> [Prompt]: Return the material exactly, first line through the line containing "string; width: number", and nothing more. Pictures stay out.

====== Data extract ======

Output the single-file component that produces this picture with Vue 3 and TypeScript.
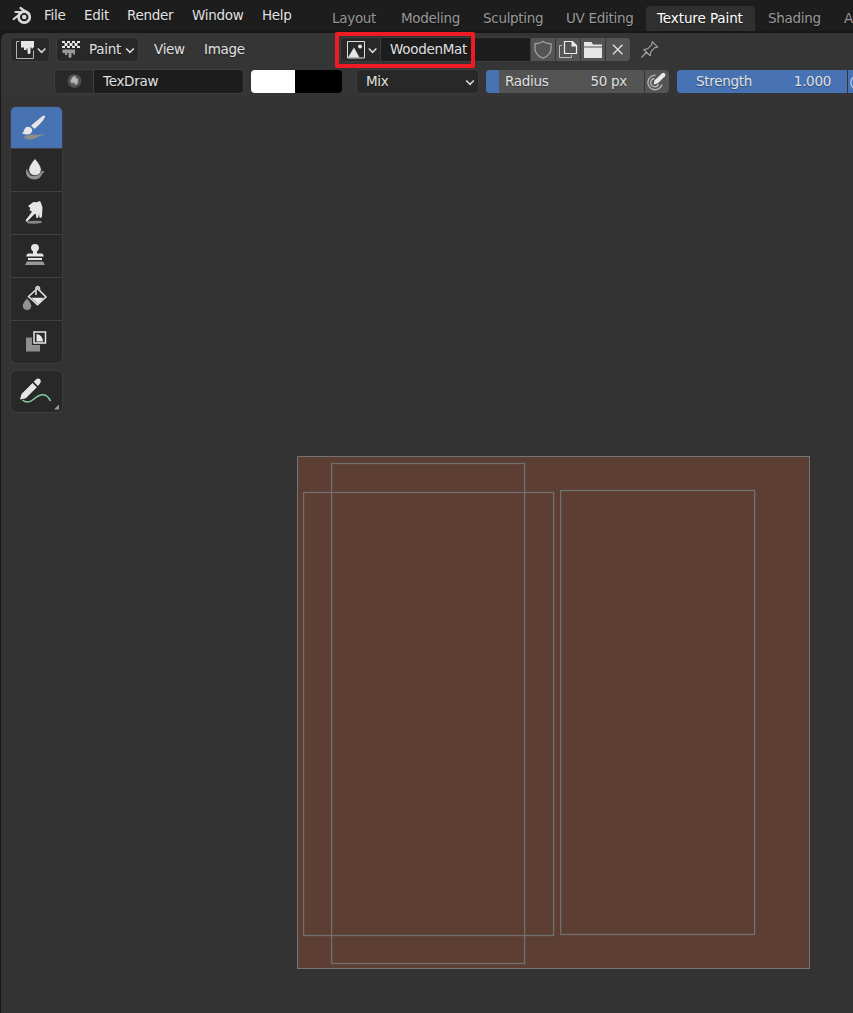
<script setup lang="ts">
interface Label { text: string; width: number }

const menus: Label[] = [
  { text: 'File', width: 40 },
  { text: 'Edit', width: 43 },
  { text: 'Render', width: 65 },
  { text: 'Window', width: 70 },
  { text: 'Help', width: 59 },
]
const tabs: Label[] = [
  { text: 'Layout', width: 69 },
  { text: 'Modeling', width: 82 },
  { text: 'Sculpting', width: 83 },
  { text: 'UV Editing', width: 91 },
  { text: 'Texture Paint', width: 111 },
  { text: 'Shading', width: 76 },
  { text: 'Animation', width: 95 },
]
const tools: string[] = ['draw', 'soften', 'smear', 'clone', 'fill', 'mask']
const px = (n: number) => ({ width: n + 'px' })
</script>

<template>
  <div class="window">
    <header class="topbar">
      <svg class="logo" width="44" height="31" viewBox="0 0 44 31">
        <g fill="none" stroke="#d9d9d9" stroke-linecap="round" stroke-linejoin="round">
          <circle cx="24.2" cy="17" r="5.600" stroke-width="2.700" />
          <path d="M15.500 12h9M20.500 8l8.500 6M13.700 19l9-7" stroke-width="2.200" />
        </g>
        <circle cx="24.200" cy="17" r="2.300" fill="#d9d9d9" />
      </svg>
      <nav class="menus">
        <span v-for="m in menus" :key="m.text" :style="px(m.width)">{{ m.text }}</span>
      </nav>
      <nav class="tabs">
        <span v-for="t in tabs" :key="t.text" class="tab" :style="px(t.width)"><span :class="{ active: t.text === 'Texture Paint' }">{{ t.text }}</span></span>
      </nav>
    </header>

    <main class="editor">
      <div class="row header-row">
        <div class="box editor-type">
          <svg width="38" height="24" viewBox="0 0 38 24">
            <path d="M8.500 4.500h-3v17h17v-8" fill="none" stroke="#b4b4b4" />
            <path d="M10 4h13v6.500h-1v1h-1.500v-1h-1v5q0 1.500-1.500 1.500t-1.500-1.500V11.500h-1V13h-2.500v-2.500H10z" fill="#e6e6e6" />
            <path d="M26.800 11.500l3.800 3.800 3.800-3.800" fill="none" stroke="#d8d8d8" stroke-width="1.600" />
          </svg>
        </div>
        <div class="box mode">
          <svg width="31" height="24" viewBox="0 0 31 24">
            <path d="M5 4h3v2H5zm5 0h3v2h-3zm5 0h3v2h-3zm5 0h3v2h-3zM7.500 6h3v3h-3zm5 0h3v3h-3zm5 0h3v3h-3zM5 9h3v2H5zm5 0h3v2h-3zm5 0h3v2h-3zm5 0h3v2h-3z" fill="#e6e6e6" />
            <path d="M5.500 12.500h12.500v5h-2v-1.500h-1.500V20q-1.500 2-3 0v-4h-1.500v2h-2v-2h-2.500z" fill="#999" />
          </svg>
          <span class="mode-name">Paint</span>
          <svg width="16" height="24" viewBox="0 0 16 24"><path d="M4.200 11.500l3.800 3.800 3.800-3.800" fill="none" stroke="#d8d8d8" stroke-width="1.600" /></svg>
        </div>
        <span class="view">View</span>
        <span class="image">Image</span>
        <div class="image-select">
          <div class="box browse">
            <svg width="39" height="24" viewBox="0 0 39 24">
              <path d="M6.500 4.500h17v16.500h-17z" fill="none" stroke="#dedede" />
              <path d="M7 20.500L13 10.500l5.500 10z" fill="#e6e6e6" /><circle cx="19" cy="9.500" r="2" fill="#e6e6e6" />
              <path d="M27.800 11.500l3.800 3.800 3.800-3.800" fill="none" stroke="#d8d8d8" stroke-width="1.600" />
            </svg>
          </div>
          <div class="field image-name">WoodenMat</div>
          <div class="button"><svg width="24" height="24" viewBox="0 0 24 24"><path d="M12 4.500l3 1.500 5 .8v5q0 6-8 9.500-8-3.500-8-9.500v-5L9 6z" fill="none" stroke="#a6a6a6" stroke-width="1.200" /></svg></div>
          <div class="button"><svg width="24" height="24" viewBox="0 0 24 24"><path d="M6 8.500H3.500v12h12V18" fill="none" stroke="#bcbcbc" /><path d="M8.500 4.500h8l4 4v8h-12z" fill="none" stroke="#ededed" stroke-width="1.200" /><path d="M15.500 4v5.500H21z" fill="#eee" /></svg></div>
          <div class="button"><svg width="24" height="24" viewBox="0 0 24 24"><path d="M3 5h7.500L12 7.500h9v2H3zM3 10.500h18V21H3z" fill="#e6e6e6" /></svg></div>
          <div class="button last"><svg width="24" height="24" viewBox="0 0 24 24"><path d="M7 7.700l9.500 9.500M16.500 7.700L7 17.200" stroke="#dedede" stroke-width="1.400" /></svg></div>
        </div>
        <svg class="pin" width="20" height="24" viewBox="0 0 20 24">
          <path d="M.500 20.500l5.500-6M2.800 12.500l6.400 6.200.8-4.200 3.700-3.800 3-.5-5.500-5.500-.6 3.200-3.700 3.700z" fill="none" stroke="#9d9d9d" stroke-width="1.200" stroke-linejoin="round" />
        </svg>
      </div>

      <div class="row settings-row">
        <div class="brush">
          <div class="box brush-icon">
            <svg width="38" height="24" viewBox="0 0 38 24">
              <defs><radialGradient id="ball"><stop offset="0" stop-color="#808080" /><stop offset=".7" stop-color="#555" /><stop offset="1" stop-color="#484848" /></radialGradient></defs>
              <circle cx="19.500" cy="12" r="7" fill="url(#ball)" />
              <path d="M15.500 11.500l2.500-4 3-.5-.5 2 2.500 1-.3 4.500-2.200 1.500-1.500-2.800-2.500 1z" fill="#c4c4c4" opacity=".85" />
            </svg>
          </div>
          <div class="field brush-name">TexDraw</div>
        </div>
        <div class="colors"><i class="white" /><i class="black" /></div>
        <div class="box blend">
          <span>Mix</span>
          <svg width="16" height="24" viewBox="0 0 16 24"><path d="M4.200 11.500l3.800 3.800 3.800-3.800" fill="none" stroke="#d8d8d8" stroke-width="1.600" /></svg>
        </div>
        <div class="slider radius"><i class="level" /><span>Radius</span><b>50 px</b></div>
        <div class="button pressure">
          <svg width="24" height="24" viewBox="0 0 24 24">
            <path d="M10.500 6.300A7.200 7.200 0 1 0 17 15.500M9.500 9.700A4 4 0 1 0 13.500 15" fill="none" stroke="#b5b5b5" stroke-width="1.400" />
            <path d="M8.500 15.500l1.200-4.300 7.300-7q1.500-1 2.800.300 1.200 1.300.2 2.800l-7.200 7z" fill="#eaeaea" />
          </svg>
        </div>
        <div class="slider strength"><span>Strength</span><b>1.000</b></div>
        <div class="button strength-pressure">
          <svg width="24" height="24" viewBox="0 0 24 24"><path d="M10.500 6.300A7.200 7.200 0 1 0 17 15.500M9.500 9.700A4 4 0 1 0 13.500 15" fill="none" stroke="#b5c0d6" stroke-width="1.400" /></svg>
        </div>
      </div>

      <div class="workspace">
        <aside class="toolbar">
          <div class="tool-group">
            <div v-for="t in tools" :key="t" class="tool" :class="{ selected: t === 'draw' }">
              <svg width="51" height="42" viewBox="0 0 51 42">
                <g v-if="t === 'draw'">
                  <path d="M13 29.800q5-2.600 9.500-2.300 5 1.200 10.500-.7.700 1-3 2-3 1-5 2.200-3.500 2-8.500 1.200-3.500-.7-3.500-2.400z" fill="#8e8e8e" />
                  <path d="M20 18.500L31 9.500q3-2 3 .2Q32 15 23.300 22z" fill="#e6e6e6" />
                  <path d="M11 26.500q1.700-.7 2-3.200 1.500-4.300 5.500-3.300 3.500 1.500 2.500 4.500-2 4.500-10 2z" fill="#e6e6e6" />
                </g>
                <g v-else-if="t === 'soften'">
                  <path d="M15.200 19.500Q18 24 19.500 26.500q4 1.500 8-2.500 2.500-2.500 5.500-2 .2 2-2 3-1.500 5-7 5.600Q15 30 15 23z" fill="#929292" />
                  <path d="M24 9.500q6 7 6.300 11-.3 6-6.300 6t-6.300-6Q18 16.500 24 9.500z" fill="#e6e6e6" stroke="#282828" stroke-width=".7" />
                </g>
                <g v-else-if="t === 'smear'">
                  <path d="M16 29.500q6-1.200 14.500-.5v2q-7 1.300-14.500.3z" fill="#888" />
                  <path d="M17 14l5.500-4 3 .3L29 9l1.200 2.500 1.300 4-.6 9.500-1.500 1-1-.5-.4-3.500-1 4-1.800-.2-.4-4-1.800.7-6.500 6.700-1.800.6.300-2 6-8-2.500-1.700.8-2z" fill="#e6e6e6" />
                </g>
                <g v-else-if="t === 'clone'">
                  <path d="M24 9a4 4 0 0 1 4 4q0 2-2 3.500v2h5q1.700 1 1.700 3H15.300q0-2 1.700-3h5v-2Q20 15 20 13a4 4 0 0 1 4-4z" fill="#e6e6e6" />
                  <path d="M17 23h14v2H17z" fill="#e6e6e6" /><path d="M16 26.500h16l2 3.500H14z" fill="#999" />
                </g>
                <g v-else-if="t === 'fill'">
                  <path d="M16 20.500q4 4.500 4.300 7-.3 4.500-4.300 4.500t-4.300-4.500q.3-2.500 4.300-7z" fill="#929292" />
                  <path d="M17.500 18.500l9-8L35 19l-8.500 7.800z" fill="none" stroke="#e6e6e6" stroke-width="1.500" />
                  <path d="M20.500 19.700h12L27 26z" fill="#e6e6e6" />
                  <path d="M25 17V9.800q1.700-2.300 3.400 0v2.700" fill="none" stroke="#d0d0d0" stroke-width="1.700" />
                </g>
                <g v-else>
                  <path d="M15 16.500h6V24h8v6.500H15z" fill="#8e8e8e" />
                  <path d="M23 11h11.500v11H23z" fill="#292929" stroke="#e6e6e6" stroke-width="1.500" />
                  <path d="M25.500 20.500v-7.400q6 1 6.500 7.400z" fill="#e6e6e6" />
                </g>
              </svg>
            </div>
          </div>
          <div class="annotate">
            <svg width="51" height="42" viewBox="0 0 51 42">
              <path d="M11.500 29C15 32 19 31.500 23 28S31 22.500 35 24.500Q38.500 27 39.500 30" fill="none" stroke="#82d0a2" stroke-width="1.500" />
              <path d="M9 28.500l1.500-5.500L21.500 12l4.300 4.300-11 10.900zM22.700 10.800l2.800-2.800q2-1.200 3.500.3 1.700 1.700.3 3.700L27 15z" fill="#e6e6e6" />
              <path d="M48 33.500v5h-5z" fill="#9a9a9a" />
            </svg>
          </div>
        </aside>
        <svg class="canvas" width="513" height="513" viewBox="0 0 513 513">
          <rect x=".5" y=".5" width="512" height="512" fill="#5c3e32" stroke="#747474" />
          <g fill="none" stroke="#707070" stroke-width="1.300">
            <rect x="34.600" y="7.500" width="193" height="500" />
            <rect x="6.600" y="36.500" width="250" height="443" />
            <rect x="263.600" y="34.500" width="194" height="444" />
          </g>
        </svg>
      </div>
    </main>

    <div class="highlight" />
  </div>
</template>

<style>
body { background: #1a1a1a; overflow: hidden; }
</style>

<style scoped>
* { box-sizing: border-box; }
.window {
  position: relative; width: 853px; height: 1013px; overflow: hidden; background: #181818;
  color: #e0e0e0; font: 13.5px/24px "DejaVu Sans", sans-serif; letter-spacing: -.3px;
  text-shadow: 0 1px 1px rgba(0, 0, 0, .35); white-space: nowrap;
}
svg { display: block; flex: none; }
.topbar { display: flex; height: 31px; background: #1d1d1d; }
.menus { display: flex; flex: none; padding-top: 3px; }
.menus span { flex: none; }
.tabs { display: flex; flex: none; padding-top: 6px; color: #989898; }
.tab { flex: none; height: 25px; padding-left: 11px; }
.active { display: block; width: 109px; height: 25px; margin-left: -11px; padding-left: 11px; border-radius: 4px 4px 0 0; background: #303030; color: #fff; letter-spacing: -.1px; }
.editor { margin: 2px 0 0 1px; height: 980px; background: #333; border-radius: 7px 0 0 0; overflow: hidden; }
.row { display: flex; height: 32px; background: #353535; }
.row svg { margin-top: -1px; }
.header-row { padding: 5px 0 0 10px; line-height: 22px; }
.settings-row { padding: 5px 0 0 54px; line-height: 22px; }
.box { display: flex; flex: none; height: 23px; background: #282828; border-radius: 4px; box-shadow: 0 0 0 1px #3d3d3d; }
.editor-type { width: 38px; }
.mode { width: 81px; margin-left: 8px; }
.mode-name { width: 34px; margin-left: 1px; }
.view { width: 50px; margin-left: 16px; }
.image { width: 137px; }
.image-select { display: flex; gap: 1px; }
.browse { width: 39px; border-radius: 4px 0 0 4px; }
.field { height: 23px; background: #1d1d1d; box-shadow: 0 0 0 1px #3d3d3d; padding-left: 9px; }
.image-name { width: 149px; }
.button { flex: none; width: 24px; height: 23px; background: #545454; overflow: hidden; }
.button.last { border-radius: 0 4px 4px 0; }
.pin { margin-left: 11px; }
.brush { display: flex; flex: none; gap: 1px; }
.brush-icon { width: 38px; border-radius: 4px 0 0 4px; }
.brush-name { width: 149px; border-radius: 0 4px 4px 0; }
.colors { display: flex; flex: none; width: 91px; height: 23px; margin-left: 8px; border-radius: 4px; overflow: hidden; }
.white { width: 44px; background: #fff; }
.black { flex: 1; background: #000; }
.blend { width: 121px; margin-left: 15px; padding-left: 9px; justify-content: space-between; }
.slider { display: flex; flex: none; height: 23px; background: #545454; overflow: hidden; border-radius: 4px 0 0 4px; }
.slider b { font-weight: 400; margin-left: auto; }
.radius { width: 158px; margin-left: 8px; padding-right: 17px; }
.radius .level { width: 13px; background: #4772b3; margin-right: 6px; }
.pressure { margin-left: 1px; border-radius: 0 4px 4px 0; }
.strength { width: 170px; margin-left: 8px; padding: 0 16px 0 19px; background: #4772b3; }
.strength-pressure { margin-left: 1px; background: #4772b3; }
.workspace { display: flex; height: 916px; padding: 10px 0 0 10px; }
.toolbar { width: 51px; }
.tool-group { display: flex; flex-direction: column; gap: 1px; background: #404040; border-radius: 5px; overflow: hidden; box-shadow: 0 0 0 1px #3d3d3d; }
.tool { height: 42px; background: #282828; }
.tool.selected { height: 41px; background: #4772b3; }
.annotate { height: 41px; margin-top: 8px; background: #282828; border-radius: 5px; box-shadow: 0 0 0 1px #3d3d3d; }
.canvas { margin: 349px 0 0 235px; }
.highlight { position: absolute; left: 335px; top: 32px; width: 140px; height: 36px; border: 4px solid #ed1c24; border-radius: 2px; }
</style>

======

> [Response to this task]:
Output the single-file component that produces this picture with Vue 3 and TypeScript.
<script setup lang="ts">
interface Label { text: string; width: number }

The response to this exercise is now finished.